Hippos rank number one as Africa’s most dangerous beasts; lions come in at only number six. One pride of lions in Savute has learned to kill elephants for their meat and is the subject of a BBC documentary titled The Giant Killers. All lions can take down a baby elephant or an old or sickly one, but this pride can kill an adolescent bull and they did just that one night during our stay at the Savute Safari Lodge. Over morning coffee the buzz was: “there’s been a kill,” and soon I found myself bouncing over the park in an open vehicle, heading straight for the scene of the crime.

The Papa lion had finished dining and was standing guard, very still, his muzzle covered with fresh blood. The females and cubs were taking their turns; the stench was indescribable, fresh but fetid, like a slaughterhouse in July.

“The corpse can’t be decomposing already,” someone said.

“That’s what elephant innards smell like,” said the guide.

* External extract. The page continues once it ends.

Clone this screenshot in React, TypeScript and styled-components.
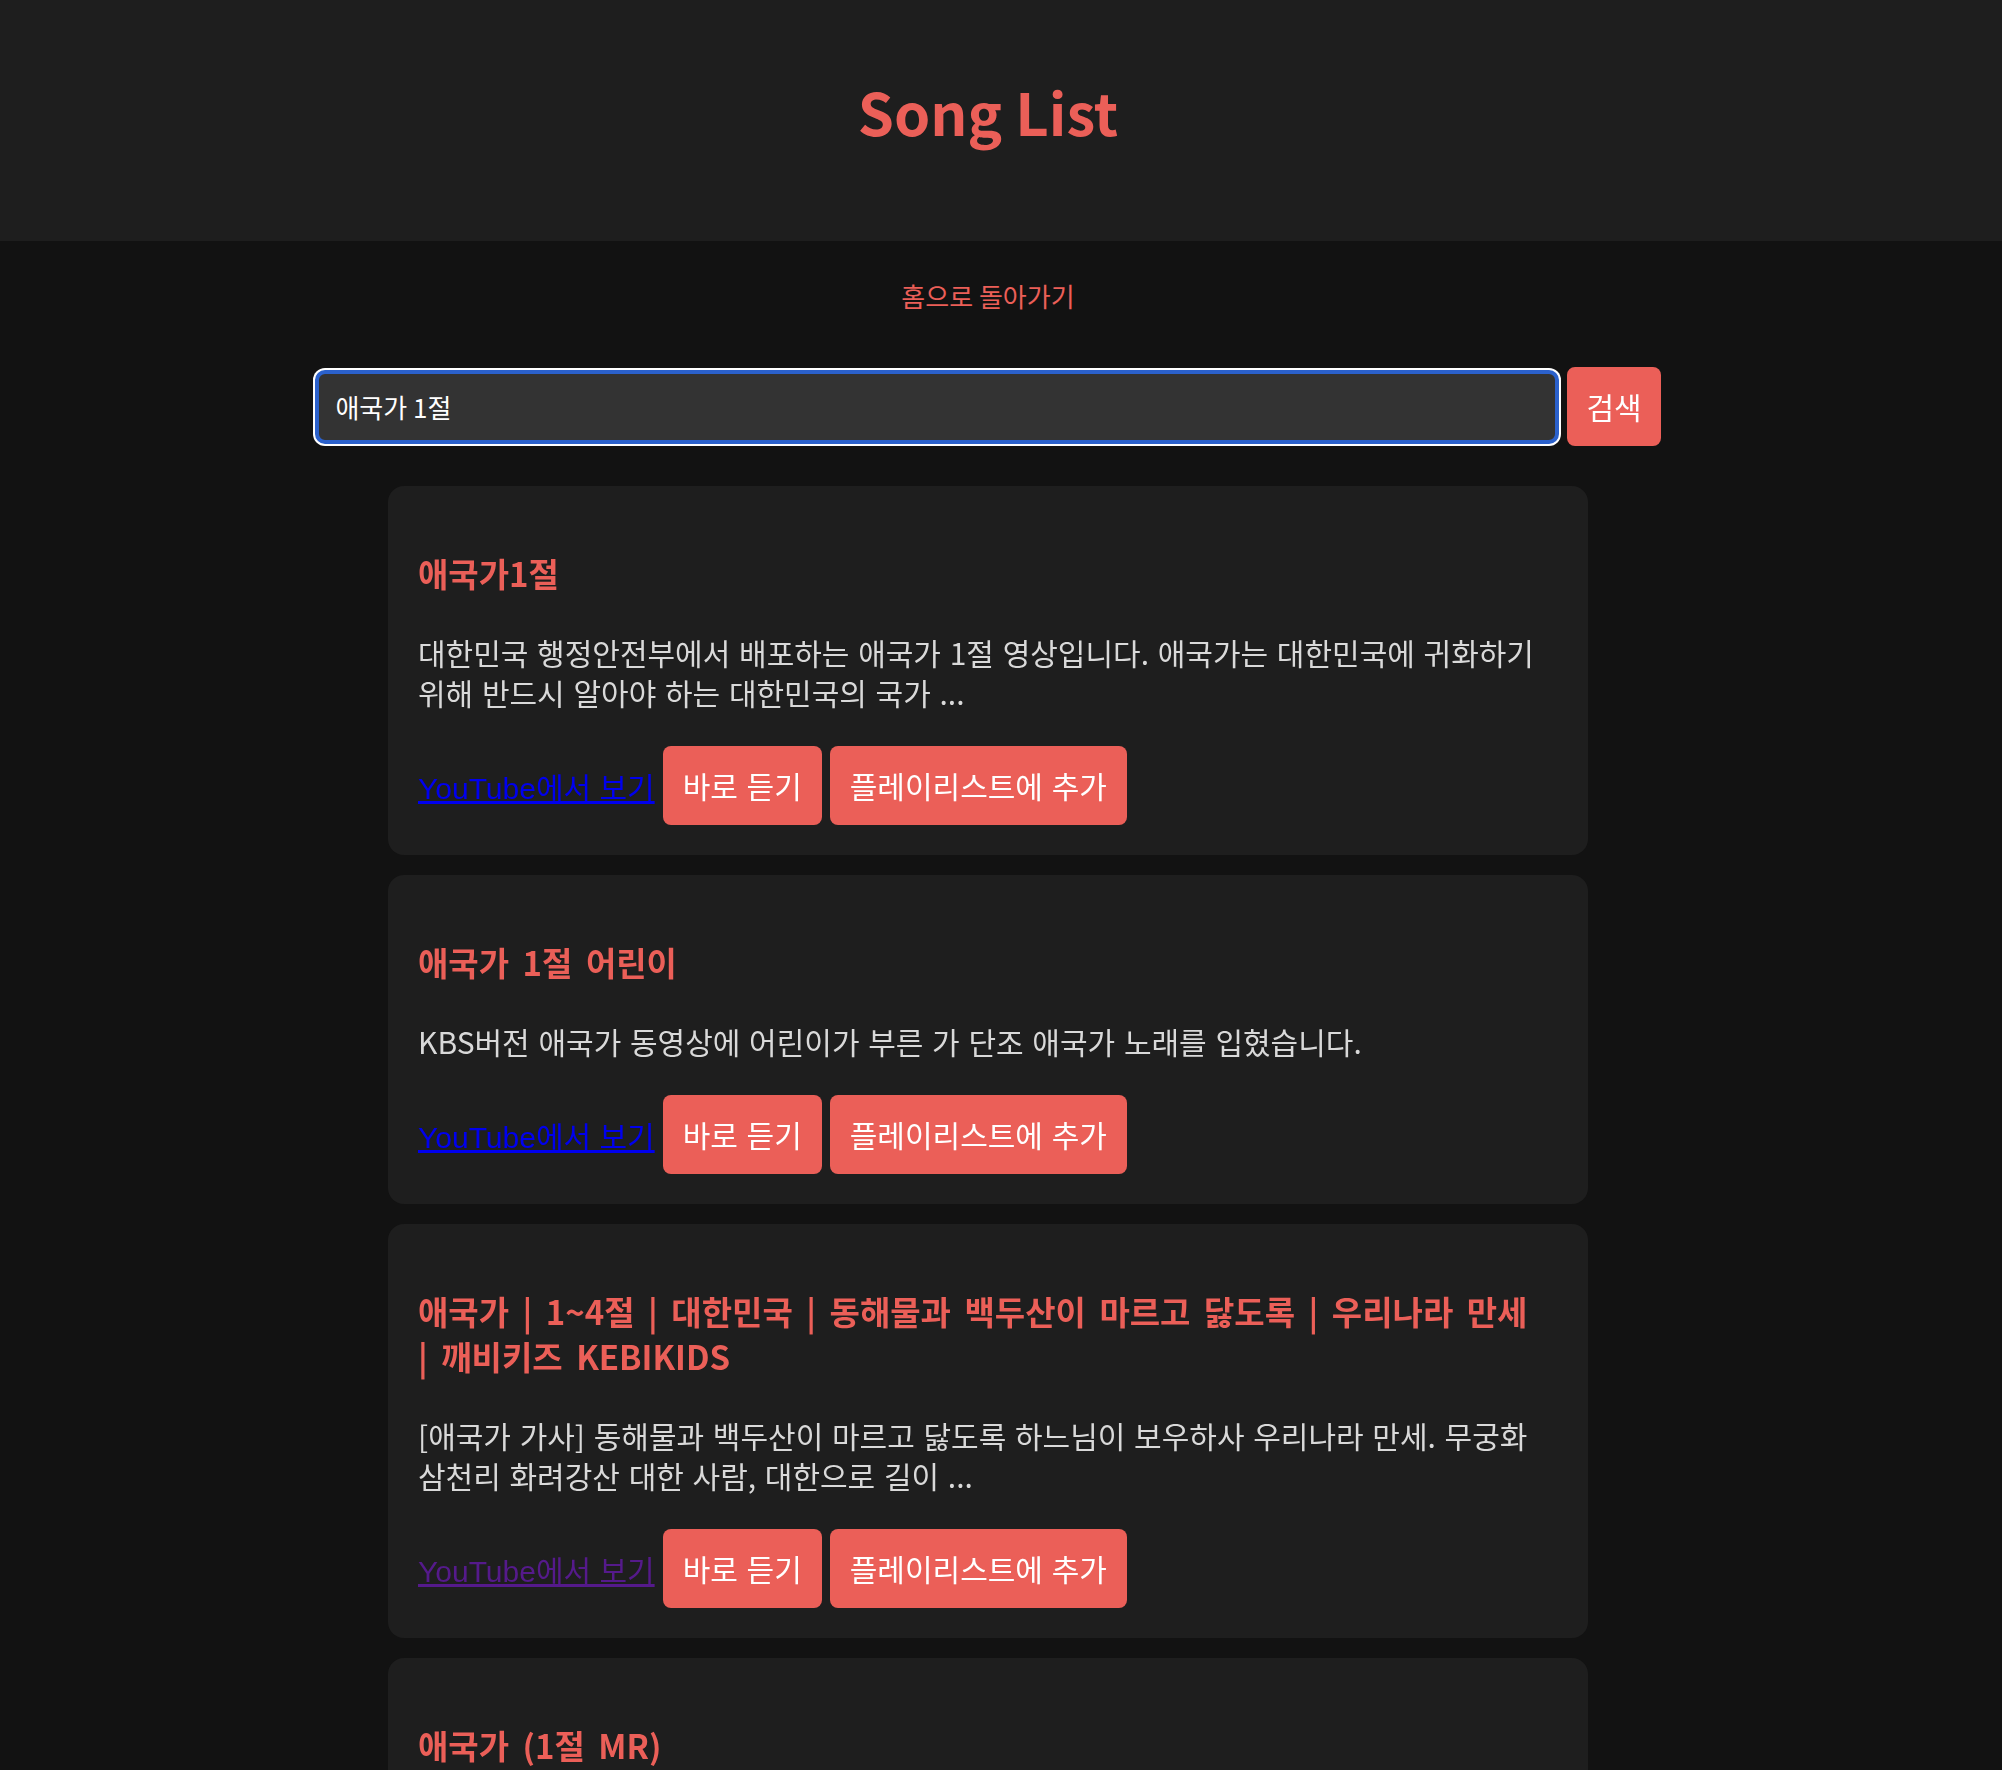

Only yesterday the elephant had been living a life full of pachyderm promise and now he was breakfast. I’m the kind of person who identifies with the bull, not the matador, at a bullfight, and this was no different. I feel more like prey than predator, but the male lion showed no interest in eating us for dessert and walked off to find a shady bush for his morning nap.

Africa is full of dangers: hippos, malaria carrying mosquitoes, elephants, snakes like the deadly black mamba and the puff adder, crocodiles, lions, Cape buffalo, and black rhinos. A tourism magazine article titled Most Wanted Okavango Creatures told me so. And yet, I had gladly popped my malaria pills, packed my duffle bag and boarded a plane bound for Africa and I would do it again in a heartbeat. Why? Because it’s where we all came from; the savannahs, deserts and deltas were once our landscapes, the people are our ancestors and the beasts, endangered and dangerous, are our fellow travelers on this perilous journey called life.